I'm violent, I will admit. I enjoy rough housing; I've always enjoyed sparring with people and when I'm alone, I fight graphic battles in my head. I sometimes ask people what they imagine doing when they're angry or upset. They reply that they beat people up in their minds. I wonder what they'd think about me if I told them I torture my victims, whether innocent or guilty, in graphic detail before killing them. It's the only thing that can calm me down.

But after a while, I run out of energy and my father calls me to do chores around the house and every object I place I want to simply throw down, to see it shatter into hundreds of pieces before turning to the walls and beating them in with his antique metallic jugs or chairs. Destruction, destruction destruction destruction! That is what I want, what I need! I feel as though it may be the only thing that can save me from myself.
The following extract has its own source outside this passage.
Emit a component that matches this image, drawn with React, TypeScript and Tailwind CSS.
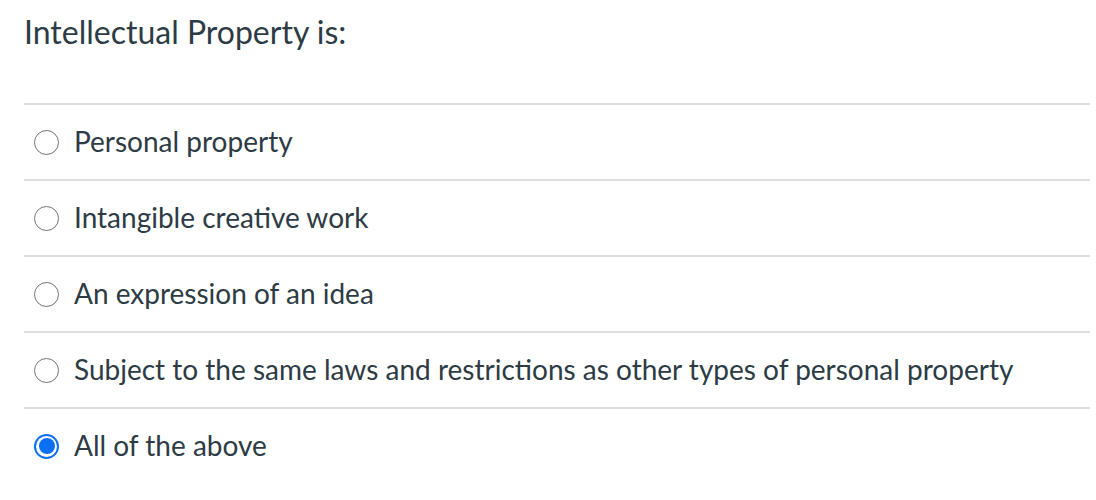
const OPTIONS = [
  "Personal property",
  "Intangible creative work",
  "An expression of an idea",
  "Subject to the same laws and restrictions as other types of personal property",
  "All of the above",
];

function Radio({ checked }: { checked: boolean }) {
  if (checked) {
    return (
      <span className="flex h-[25px] w-[25px] shrink-0 items-center justify-center rounded-full border-[2px] border-[#0b6ff5] bg-white">
        <span className="h-[16px] w-[16px] rounded-full bg-[#0b6ff5]" />
      </span>
    );
  }
  return <span className="h-[25px] w-[25px] shrink-0 rounded-full border-[1.5px] border-[#737373] bg-white" />;
}

export default function App() {
  return (
    <div className="h-[500px] w-[1096px] bg-white pl-[24px] pr-[6px] text-[#2d3b45]" style={{ fontFamily: "Lato, 'Noto Sans', sans-serif" }}>
      <div className="flex h-[103px] items-start pt-[10px]">
        <h1 className="text-[32px] leading-[44px]">Intellectual Property is:</h1>
      </div>
      {OPTIONS.map((opt, i) => (
        <div key={opt} className="flex h-[76px] items-center gap-[15px] border-t-2 border-[#dddddd] pl-[10px]">
          <Radio checked={i === OPTIONS.length - 1} />
          <span className="pb-[3px] text-[28px] leading-[38px]">{opt}</span>
        </div>
      ))}
    </div>
  );
}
I've been eying more plastic bags, I have them laying around my room now just in case. I left a suicide message on the answering machine of my stepmom's cell phone the other day before I attempted. But the endorphins kicked in and I ripped the bag from my face - it's amazing, the defenses your body sets up. I had been expecting it the third time and STILL I ripped the bag from my face. It's as if deep down, I don't really want to die.
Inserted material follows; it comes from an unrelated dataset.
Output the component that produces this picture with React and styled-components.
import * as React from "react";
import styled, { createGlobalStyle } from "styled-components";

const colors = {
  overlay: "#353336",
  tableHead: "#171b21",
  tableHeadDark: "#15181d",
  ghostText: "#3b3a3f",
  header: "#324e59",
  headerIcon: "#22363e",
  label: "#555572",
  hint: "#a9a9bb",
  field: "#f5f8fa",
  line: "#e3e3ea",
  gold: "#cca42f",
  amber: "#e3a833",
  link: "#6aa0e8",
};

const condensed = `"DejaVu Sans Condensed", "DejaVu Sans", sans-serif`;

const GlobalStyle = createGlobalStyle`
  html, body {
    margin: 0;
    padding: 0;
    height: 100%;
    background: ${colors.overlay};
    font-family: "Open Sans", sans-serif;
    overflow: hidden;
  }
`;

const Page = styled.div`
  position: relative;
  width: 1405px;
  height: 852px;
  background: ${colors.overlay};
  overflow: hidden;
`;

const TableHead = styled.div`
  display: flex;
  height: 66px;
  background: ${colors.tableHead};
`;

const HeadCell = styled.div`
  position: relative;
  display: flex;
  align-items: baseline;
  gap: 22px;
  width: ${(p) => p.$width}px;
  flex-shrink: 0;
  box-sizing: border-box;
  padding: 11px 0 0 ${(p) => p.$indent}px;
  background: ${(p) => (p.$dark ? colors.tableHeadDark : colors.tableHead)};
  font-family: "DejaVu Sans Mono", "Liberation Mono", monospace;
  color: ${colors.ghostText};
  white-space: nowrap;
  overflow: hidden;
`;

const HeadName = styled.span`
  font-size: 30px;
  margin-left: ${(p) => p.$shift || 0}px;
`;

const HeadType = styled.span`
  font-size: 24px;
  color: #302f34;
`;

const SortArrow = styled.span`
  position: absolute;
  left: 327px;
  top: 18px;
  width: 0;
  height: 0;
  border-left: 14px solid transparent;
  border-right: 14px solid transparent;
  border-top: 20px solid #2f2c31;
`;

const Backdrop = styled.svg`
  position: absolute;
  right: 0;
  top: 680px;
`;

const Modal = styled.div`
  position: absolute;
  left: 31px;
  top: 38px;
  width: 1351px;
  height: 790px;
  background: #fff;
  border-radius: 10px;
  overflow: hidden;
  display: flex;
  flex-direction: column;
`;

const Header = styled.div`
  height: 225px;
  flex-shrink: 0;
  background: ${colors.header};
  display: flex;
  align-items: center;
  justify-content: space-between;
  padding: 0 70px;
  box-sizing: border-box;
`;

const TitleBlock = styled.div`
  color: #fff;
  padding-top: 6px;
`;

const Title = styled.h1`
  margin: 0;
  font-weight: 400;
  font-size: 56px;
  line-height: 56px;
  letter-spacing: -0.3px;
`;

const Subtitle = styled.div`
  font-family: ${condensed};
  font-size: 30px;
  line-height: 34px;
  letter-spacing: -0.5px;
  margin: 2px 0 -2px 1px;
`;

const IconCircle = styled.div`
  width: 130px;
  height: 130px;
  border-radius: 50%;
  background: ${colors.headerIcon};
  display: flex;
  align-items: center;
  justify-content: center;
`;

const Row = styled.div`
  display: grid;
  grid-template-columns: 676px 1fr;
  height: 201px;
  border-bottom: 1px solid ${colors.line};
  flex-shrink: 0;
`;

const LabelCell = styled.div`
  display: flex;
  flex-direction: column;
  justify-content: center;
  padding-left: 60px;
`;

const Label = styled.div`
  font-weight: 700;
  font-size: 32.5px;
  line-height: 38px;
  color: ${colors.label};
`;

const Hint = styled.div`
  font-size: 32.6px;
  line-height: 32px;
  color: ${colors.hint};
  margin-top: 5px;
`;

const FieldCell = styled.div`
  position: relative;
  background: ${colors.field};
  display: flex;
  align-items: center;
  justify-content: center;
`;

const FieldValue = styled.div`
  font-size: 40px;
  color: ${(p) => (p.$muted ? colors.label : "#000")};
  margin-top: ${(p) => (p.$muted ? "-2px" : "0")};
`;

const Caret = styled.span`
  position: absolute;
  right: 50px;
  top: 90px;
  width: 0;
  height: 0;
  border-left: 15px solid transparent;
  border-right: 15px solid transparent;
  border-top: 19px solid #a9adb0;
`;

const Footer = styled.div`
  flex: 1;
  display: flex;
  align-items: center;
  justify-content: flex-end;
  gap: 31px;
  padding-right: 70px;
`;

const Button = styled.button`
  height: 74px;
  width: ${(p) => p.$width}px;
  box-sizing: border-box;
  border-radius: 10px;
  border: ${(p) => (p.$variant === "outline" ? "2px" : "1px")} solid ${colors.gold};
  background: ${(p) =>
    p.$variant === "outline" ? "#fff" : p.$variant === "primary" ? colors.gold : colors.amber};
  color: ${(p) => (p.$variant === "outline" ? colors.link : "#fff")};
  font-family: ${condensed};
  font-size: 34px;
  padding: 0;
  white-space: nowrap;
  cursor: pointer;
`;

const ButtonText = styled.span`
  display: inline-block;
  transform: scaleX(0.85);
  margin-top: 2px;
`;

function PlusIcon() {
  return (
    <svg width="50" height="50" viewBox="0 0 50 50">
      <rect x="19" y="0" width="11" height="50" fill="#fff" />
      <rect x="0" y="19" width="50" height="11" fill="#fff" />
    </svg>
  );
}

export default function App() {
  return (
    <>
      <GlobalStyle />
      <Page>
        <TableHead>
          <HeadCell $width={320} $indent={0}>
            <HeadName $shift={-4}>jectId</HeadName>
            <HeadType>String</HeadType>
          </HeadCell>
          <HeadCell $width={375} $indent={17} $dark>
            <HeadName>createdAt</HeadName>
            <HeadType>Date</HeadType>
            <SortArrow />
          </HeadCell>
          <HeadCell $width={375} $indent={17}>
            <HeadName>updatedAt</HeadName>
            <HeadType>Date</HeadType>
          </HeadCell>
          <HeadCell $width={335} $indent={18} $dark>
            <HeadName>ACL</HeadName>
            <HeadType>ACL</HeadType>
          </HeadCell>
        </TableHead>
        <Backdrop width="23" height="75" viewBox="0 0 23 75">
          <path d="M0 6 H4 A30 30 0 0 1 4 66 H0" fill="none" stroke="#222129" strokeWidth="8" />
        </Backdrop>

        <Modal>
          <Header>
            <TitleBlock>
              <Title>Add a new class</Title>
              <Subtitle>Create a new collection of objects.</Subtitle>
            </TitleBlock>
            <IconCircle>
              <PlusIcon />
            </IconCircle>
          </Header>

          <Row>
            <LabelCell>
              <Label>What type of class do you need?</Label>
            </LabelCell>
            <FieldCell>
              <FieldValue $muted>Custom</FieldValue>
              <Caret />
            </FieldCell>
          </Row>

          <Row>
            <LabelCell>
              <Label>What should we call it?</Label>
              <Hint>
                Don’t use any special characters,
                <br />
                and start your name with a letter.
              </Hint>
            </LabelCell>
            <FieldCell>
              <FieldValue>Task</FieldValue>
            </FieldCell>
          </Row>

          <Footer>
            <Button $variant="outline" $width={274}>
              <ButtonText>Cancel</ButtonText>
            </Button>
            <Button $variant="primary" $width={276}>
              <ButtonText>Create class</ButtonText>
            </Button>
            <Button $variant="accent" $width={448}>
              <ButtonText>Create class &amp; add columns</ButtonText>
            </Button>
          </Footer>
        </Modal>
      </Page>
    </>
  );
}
"Life gets better" they say, yeah, but then it goes to even worse shit than before. "But you have so much to give" but you aren't giving me back as much.

Fact: I'm a brilliant writer.

Fact: I'm a brilliant singer

Fact: I pick up on things faster than others

Fact: I am hilarious

Fact: I make people feel good

Fact: When I dress up, I am gorgeous

Fact: I am talented enough to influence the world

Fact: None of this helps me at all.

Yes, this is all wonderful. But none of it makes me happy. Not for longer than a day at most. Everyday I am living an infernal existence and I have NO REASON for feeling this way. I am miserable. I force myself out of bed, I force myself to stay AWAY from bed (right now, I am failing), I cant tell anymore when I'm up or down, death seems like a much better option that life.

Sylvia Plath once called this sort of existence a 'bell jar'. And you know, she's right. I don't think she could be any farther from the truth. I'm always being watched, you know. But this predicament is one sided and I can never join in.